Correlating SC Social Studies Academic Standards:

Standard 3-5: The student will demonstrate an understanding of the major developments in South Carolina in the late nineteenth century and the twentieth century.

Indicator 3-5.2 Summarize the effects of the state and local laws that are commonly known as Jim Crow laws on African Americans in particular and on South Carolinians as a whole.

Indicator 3-5.4 Explain the impact and the causes of emigration from South Carolina and internal migration from the rural areas to the cities, including unemployment, poor sanitation and transportation services, and the lack of electricity and other modern conveniences in rural locations.

Standard 4-6: The student will demonstrate an understanding of the Civil War and its impact on America.

Indicator 4-6.1 Compare the industrial North and the agricultural South prior to the Civil War, including the specific nature of the economy of each region, the geographic characteristics and boundaries of each region, and the basic way of life in each region.

Indicator 4-6.6 Explain the impact of the Civil War on the nation, including its effects on the physical environment and on the people—soldiers, women, African Americans, and the civilian population of the nation as a whole.

Standard 5-1: The student will demonstrate an udnerstanding of Reconstruction and its impact on racial relations in the United States.

Indicator: 5-1.5 Explain the purpose and motivations behind the rise of discriminatory laws and groups and their effect on the rights and opportunities of African Americans in different regions of the United States.

Standard 8-3: The student will demonstrate an understanding of the American Civil War—its causes and effects and the major events that occurred during that time.

Indicator 8-3.1 Explain the importance of agriculture in antebellum South Carolina, including plantation life, slavery, and the impact of the cotton gin.

Standard 8-4: The student will demonstrate an understanding of the impact of Reconstruction on the people and government of South Carolina.

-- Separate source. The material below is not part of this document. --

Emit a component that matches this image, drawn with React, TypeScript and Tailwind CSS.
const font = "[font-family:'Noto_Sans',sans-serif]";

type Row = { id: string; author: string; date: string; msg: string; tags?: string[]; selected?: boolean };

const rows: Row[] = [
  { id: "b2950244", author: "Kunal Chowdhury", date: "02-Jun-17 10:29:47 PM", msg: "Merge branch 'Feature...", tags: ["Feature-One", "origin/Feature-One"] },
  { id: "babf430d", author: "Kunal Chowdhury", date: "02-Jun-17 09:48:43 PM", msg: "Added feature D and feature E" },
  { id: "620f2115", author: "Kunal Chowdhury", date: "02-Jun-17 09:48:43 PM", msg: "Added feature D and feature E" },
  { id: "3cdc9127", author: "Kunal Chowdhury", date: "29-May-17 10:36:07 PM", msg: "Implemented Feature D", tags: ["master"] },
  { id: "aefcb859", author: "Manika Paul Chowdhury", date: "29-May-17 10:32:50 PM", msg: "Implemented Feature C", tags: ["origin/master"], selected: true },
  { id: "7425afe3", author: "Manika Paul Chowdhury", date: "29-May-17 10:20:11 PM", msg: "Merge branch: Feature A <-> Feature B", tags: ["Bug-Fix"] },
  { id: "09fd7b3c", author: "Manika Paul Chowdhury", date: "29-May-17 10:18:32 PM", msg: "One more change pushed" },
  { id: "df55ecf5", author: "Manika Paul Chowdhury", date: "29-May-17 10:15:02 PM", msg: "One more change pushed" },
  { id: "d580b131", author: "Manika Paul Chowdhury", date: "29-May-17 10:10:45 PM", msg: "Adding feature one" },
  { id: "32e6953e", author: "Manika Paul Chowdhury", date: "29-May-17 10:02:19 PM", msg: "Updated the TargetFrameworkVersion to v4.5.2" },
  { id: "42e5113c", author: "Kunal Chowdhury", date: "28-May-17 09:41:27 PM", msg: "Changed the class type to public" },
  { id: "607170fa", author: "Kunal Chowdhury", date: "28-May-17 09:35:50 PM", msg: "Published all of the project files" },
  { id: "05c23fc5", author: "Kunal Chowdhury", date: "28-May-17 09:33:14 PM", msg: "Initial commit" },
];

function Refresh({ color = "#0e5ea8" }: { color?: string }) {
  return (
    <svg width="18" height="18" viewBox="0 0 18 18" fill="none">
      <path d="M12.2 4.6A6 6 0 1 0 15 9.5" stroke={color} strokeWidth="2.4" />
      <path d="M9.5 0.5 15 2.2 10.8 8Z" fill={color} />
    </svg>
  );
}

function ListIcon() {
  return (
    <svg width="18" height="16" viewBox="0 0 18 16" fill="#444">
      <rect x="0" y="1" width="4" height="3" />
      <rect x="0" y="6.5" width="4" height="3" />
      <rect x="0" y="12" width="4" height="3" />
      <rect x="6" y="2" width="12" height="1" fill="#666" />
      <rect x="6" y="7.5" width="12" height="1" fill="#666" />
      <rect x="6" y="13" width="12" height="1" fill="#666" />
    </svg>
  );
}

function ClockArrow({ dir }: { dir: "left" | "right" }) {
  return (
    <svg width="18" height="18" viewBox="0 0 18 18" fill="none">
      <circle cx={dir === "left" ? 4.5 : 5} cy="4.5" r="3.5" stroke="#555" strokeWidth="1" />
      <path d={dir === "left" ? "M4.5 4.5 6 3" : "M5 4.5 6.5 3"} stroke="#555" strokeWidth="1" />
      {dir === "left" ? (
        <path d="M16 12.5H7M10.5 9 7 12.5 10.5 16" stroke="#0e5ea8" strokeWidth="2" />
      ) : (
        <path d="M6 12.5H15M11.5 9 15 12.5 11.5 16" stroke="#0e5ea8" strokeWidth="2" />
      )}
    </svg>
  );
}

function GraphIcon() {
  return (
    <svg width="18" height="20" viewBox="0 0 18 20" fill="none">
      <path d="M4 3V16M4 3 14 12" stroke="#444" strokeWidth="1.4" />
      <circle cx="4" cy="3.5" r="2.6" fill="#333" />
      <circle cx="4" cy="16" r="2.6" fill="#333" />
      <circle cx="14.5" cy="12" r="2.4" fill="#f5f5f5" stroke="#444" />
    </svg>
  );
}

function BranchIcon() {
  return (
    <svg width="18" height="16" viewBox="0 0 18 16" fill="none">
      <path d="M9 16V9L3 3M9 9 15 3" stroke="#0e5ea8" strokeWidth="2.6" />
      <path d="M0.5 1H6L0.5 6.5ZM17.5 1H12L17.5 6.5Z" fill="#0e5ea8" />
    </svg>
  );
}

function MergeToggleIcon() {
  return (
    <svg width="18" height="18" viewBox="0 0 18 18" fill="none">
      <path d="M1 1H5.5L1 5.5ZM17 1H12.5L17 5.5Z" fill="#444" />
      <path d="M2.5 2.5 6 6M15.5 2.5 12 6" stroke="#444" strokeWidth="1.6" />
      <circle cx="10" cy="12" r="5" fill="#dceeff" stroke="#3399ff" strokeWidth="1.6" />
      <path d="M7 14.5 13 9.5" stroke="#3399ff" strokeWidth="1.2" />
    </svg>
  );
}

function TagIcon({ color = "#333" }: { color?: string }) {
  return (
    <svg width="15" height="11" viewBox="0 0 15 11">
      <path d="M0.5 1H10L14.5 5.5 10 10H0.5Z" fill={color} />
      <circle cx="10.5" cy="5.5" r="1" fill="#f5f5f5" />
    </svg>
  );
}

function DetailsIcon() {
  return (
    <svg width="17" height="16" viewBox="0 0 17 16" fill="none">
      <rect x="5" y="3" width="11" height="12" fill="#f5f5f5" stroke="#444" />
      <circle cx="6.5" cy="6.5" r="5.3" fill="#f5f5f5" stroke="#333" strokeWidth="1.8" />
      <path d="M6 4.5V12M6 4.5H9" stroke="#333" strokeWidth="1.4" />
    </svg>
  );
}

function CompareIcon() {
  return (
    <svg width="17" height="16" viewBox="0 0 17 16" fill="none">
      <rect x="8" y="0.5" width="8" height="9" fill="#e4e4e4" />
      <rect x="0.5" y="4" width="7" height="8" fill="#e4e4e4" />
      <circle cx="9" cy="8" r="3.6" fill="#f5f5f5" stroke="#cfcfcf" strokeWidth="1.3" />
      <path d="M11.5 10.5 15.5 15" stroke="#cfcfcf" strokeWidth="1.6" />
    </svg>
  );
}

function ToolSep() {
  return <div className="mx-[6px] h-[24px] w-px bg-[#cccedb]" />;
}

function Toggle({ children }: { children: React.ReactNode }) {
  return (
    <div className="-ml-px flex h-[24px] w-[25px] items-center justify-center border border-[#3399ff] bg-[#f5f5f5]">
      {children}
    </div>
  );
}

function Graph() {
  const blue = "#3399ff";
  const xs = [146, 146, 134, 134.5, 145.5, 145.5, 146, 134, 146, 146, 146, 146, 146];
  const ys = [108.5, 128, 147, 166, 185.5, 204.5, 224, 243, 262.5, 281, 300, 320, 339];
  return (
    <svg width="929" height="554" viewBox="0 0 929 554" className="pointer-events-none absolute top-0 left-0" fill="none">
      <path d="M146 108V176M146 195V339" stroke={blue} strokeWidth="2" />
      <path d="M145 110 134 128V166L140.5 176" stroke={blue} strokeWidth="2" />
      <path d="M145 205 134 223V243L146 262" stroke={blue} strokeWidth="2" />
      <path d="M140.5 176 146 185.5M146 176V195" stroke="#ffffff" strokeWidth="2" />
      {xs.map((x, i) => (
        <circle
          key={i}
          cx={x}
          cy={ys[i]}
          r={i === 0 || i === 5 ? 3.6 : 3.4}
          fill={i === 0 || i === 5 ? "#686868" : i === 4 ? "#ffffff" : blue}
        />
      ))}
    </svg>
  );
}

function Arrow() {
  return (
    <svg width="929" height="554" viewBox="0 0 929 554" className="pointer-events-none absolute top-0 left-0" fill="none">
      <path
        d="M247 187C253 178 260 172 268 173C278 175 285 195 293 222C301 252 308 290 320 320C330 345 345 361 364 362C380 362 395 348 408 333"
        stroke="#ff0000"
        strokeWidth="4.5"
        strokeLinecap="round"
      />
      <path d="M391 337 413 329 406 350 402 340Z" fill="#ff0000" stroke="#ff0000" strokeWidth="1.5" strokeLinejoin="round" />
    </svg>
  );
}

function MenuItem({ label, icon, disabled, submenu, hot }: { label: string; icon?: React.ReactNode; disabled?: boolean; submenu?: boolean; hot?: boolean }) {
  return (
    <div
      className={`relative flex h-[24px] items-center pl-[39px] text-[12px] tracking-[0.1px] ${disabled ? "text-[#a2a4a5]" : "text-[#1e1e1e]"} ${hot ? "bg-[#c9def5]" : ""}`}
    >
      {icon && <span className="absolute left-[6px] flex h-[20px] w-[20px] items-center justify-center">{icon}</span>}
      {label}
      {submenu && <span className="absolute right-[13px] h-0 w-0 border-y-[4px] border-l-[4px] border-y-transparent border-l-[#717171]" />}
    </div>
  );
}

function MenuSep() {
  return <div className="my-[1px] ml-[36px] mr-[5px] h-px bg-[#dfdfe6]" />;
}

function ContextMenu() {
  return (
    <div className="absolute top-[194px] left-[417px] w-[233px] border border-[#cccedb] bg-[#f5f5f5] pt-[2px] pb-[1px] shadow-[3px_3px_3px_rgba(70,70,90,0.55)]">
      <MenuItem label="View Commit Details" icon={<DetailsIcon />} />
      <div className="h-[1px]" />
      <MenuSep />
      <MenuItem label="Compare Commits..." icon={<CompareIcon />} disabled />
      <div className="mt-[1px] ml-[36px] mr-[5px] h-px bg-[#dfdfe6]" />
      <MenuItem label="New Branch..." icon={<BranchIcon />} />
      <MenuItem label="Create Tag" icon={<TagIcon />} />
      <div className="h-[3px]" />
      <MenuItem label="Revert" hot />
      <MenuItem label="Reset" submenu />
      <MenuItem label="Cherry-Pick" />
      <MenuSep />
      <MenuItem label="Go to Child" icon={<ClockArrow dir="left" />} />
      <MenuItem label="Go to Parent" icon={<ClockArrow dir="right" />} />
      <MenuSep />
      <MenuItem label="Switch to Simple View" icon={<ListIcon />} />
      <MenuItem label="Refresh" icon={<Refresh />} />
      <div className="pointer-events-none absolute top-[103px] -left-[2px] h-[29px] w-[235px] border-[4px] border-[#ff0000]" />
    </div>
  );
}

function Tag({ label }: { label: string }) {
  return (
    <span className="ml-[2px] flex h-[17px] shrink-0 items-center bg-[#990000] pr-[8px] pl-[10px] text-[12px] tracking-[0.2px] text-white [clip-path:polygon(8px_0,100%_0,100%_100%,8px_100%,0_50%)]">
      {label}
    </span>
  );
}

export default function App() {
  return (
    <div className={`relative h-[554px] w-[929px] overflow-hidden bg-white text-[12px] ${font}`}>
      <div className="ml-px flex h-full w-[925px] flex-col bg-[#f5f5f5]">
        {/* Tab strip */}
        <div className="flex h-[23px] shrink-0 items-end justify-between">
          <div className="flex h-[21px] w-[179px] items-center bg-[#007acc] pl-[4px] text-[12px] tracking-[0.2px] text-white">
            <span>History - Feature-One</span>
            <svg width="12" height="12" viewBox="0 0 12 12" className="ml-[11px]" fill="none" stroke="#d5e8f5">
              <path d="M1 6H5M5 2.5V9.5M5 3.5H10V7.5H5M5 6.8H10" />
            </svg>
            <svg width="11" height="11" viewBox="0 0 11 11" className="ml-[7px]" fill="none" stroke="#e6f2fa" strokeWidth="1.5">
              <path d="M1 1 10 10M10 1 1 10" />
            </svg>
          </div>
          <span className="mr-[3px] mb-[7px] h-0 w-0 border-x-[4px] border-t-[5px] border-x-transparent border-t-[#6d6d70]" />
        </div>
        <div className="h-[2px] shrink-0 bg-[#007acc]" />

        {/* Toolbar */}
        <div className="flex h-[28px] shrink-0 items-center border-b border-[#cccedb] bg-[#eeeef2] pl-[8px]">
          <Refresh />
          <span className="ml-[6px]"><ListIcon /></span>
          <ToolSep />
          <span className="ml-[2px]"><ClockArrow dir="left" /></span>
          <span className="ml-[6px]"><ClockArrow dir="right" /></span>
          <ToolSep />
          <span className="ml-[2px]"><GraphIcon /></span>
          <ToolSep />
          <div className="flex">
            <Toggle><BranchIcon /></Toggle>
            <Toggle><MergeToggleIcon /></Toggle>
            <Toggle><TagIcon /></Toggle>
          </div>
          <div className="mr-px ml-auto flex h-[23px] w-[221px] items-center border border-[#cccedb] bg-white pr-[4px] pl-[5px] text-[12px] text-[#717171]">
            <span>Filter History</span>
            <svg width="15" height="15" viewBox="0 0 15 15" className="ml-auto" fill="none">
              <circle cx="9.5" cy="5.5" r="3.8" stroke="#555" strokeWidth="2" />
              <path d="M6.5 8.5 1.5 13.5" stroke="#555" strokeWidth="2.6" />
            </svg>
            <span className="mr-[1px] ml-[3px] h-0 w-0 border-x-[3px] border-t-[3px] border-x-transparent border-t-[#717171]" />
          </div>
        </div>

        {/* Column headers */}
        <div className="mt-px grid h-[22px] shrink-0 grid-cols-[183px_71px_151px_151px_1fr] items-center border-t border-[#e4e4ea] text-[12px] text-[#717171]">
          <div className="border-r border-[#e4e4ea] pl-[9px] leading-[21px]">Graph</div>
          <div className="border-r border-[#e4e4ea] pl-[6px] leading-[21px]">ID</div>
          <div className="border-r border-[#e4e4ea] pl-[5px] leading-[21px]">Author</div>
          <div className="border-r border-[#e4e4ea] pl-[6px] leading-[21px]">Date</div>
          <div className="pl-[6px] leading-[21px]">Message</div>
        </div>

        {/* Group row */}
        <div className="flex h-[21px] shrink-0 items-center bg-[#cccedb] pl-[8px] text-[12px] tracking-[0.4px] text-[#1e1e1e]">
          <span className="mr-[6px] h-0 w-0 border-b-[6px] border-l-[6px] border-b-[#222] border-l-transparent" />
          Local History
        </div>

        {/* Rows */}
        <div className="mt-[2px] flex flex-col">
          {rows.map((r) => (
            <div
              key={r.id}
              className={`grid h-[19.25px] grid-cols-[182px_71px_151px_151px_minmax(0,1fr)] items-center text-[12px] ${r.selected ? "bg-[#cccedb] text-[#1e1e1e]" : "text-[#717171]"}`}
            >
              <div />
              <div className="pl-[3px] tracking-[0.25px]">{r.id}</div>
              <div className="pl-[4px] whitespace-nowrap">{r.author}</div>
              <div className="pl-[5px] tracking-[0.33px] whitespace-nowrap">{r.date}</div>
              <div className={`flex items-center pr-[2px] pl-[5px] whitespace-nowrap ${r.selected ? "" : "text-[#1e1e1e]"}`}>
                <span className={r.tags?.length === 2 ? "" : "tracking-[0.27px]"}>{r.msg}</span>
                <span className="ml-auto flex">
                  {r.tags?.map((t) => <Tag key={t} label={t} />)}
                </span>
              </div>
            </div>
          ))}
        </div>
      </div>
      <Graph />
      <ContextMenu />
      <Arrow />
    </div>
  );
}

Indicator 8-4.1 Explain the purposes of Reconstruction with attention to the economic, social, political, and geographic problems facing the South, including reconstruction of towns, factories, farms, and transportation systems; the effects of emancipation; racial tension; tension between social classes; and disagreement over voting rights.

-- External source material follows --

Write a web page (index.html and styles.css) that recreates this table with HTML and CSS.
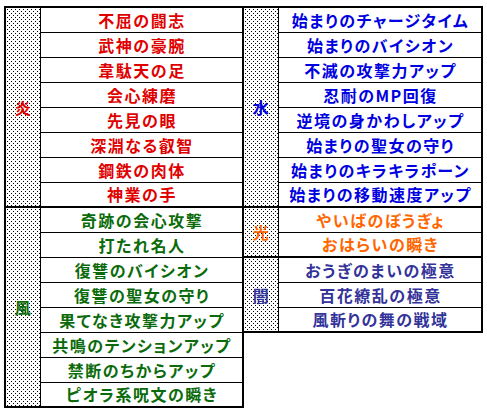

Standard 8-5: The student will demonstrate an understanding of major social, political, and economic developments that took place inthe United States during the second half of the nineteenth century.

Indicator 8-5.1 Summarize the political, economic, and social conditions in South Carolina following the end of Reconstruction, including the leadership of Wade Hampton and the so-called Bourbons or Redeemers, agricultural depression and struggling industrial development, the impact of the temperance and suffrage movements, the development of the 1895 constitution, and the evolution of race relations and Jim Crow laws.

Standard USHC-3: The student will demonstrate an understanding of the westward movement and the resulting regional conflicts that took place in America in the nineteenth century.

Indicator USHC-3.1 Explain the impact and challenges of westward movement, including the major land acquisitions, people’s motivations for moving west, railroad construction, the displacement of Native Americans, and the its impact on   the developing American character.

Indicator USHC-3.3 Compare economic development in different regions of the country during the early nineteenth century, including agriculture in the South, industry and finance in the North, and the development of new resources in the West.

Standard USHC-5: The student will demonstrate an understanding of major social, political, and economic developments that took place in the United States during the second half of the ninnteenth century.

Indicator USHC-5.5 Explain the causes and effects of urbanization in late nineteenth-century America, including the movement from farm to city, the continuation of the women’s suffrage movement, and the migration of African Americans to the North and the Midwest.